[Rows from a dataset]

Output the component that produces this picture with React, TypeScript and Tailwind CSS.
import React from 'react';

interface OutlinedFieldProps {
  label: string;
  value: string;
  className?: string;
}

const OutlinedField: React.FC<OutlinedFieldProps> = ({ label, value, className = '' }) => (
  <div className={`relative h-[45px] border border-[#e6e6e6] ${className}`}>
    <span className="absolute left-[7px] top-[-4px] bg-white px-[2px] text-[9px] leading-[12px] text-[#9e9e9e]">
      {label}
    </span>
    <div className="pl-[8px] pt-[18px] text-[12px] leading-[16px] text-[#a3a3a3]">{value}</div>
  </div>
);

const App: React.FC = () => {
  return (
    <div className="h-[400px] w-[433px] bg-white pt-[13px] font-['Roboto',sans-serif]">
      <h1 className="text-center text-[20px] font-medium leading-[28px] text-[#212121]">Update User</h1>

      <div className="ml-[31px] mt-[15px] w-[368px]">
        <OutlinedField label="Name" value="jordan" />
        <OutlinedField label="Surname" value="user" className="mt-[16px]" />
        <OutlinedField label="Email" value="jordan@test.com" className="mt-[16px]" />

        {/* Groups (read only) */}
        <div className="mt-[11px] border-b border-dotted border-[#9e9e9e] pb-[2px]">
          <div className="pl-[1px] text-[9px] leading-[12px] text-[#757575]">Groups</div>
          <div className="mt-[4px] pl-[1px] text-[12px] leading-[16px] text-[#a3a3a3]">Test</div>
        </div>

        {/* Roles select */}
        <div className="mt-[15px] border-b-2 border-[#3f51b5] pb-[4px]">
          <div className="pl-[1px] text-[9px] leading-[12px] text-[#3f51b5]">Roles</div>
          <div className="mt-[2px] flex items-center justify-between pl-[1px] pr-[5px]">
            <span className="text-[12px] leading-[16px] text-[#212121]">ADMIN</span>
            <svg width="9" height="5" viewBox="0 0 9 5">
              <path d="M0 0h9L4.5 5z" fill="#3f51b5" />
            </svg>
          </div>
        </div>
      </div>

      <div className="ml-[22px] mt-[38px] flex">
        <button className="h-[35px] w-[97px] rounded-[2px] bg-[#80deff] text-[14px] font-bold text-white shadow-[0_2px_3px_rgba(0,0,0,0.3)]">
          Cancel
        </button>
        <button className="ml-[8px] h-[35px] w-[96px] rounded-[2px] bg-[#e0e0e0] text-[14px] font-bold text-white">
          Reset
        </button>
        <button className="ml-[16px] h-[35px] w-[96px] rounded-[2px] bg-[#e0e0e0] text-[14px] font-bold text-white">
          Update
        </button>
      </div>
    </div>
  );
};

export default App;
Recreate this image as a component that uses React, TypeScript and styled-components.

### Task instructions
Pick out every line above that contains the word "component" and copy it.

### The solution
Output the component that produces this picture with React, TypeScript and Tailwind CSS.
Recreate this image as a component that uses React, TypeScript and styled-components.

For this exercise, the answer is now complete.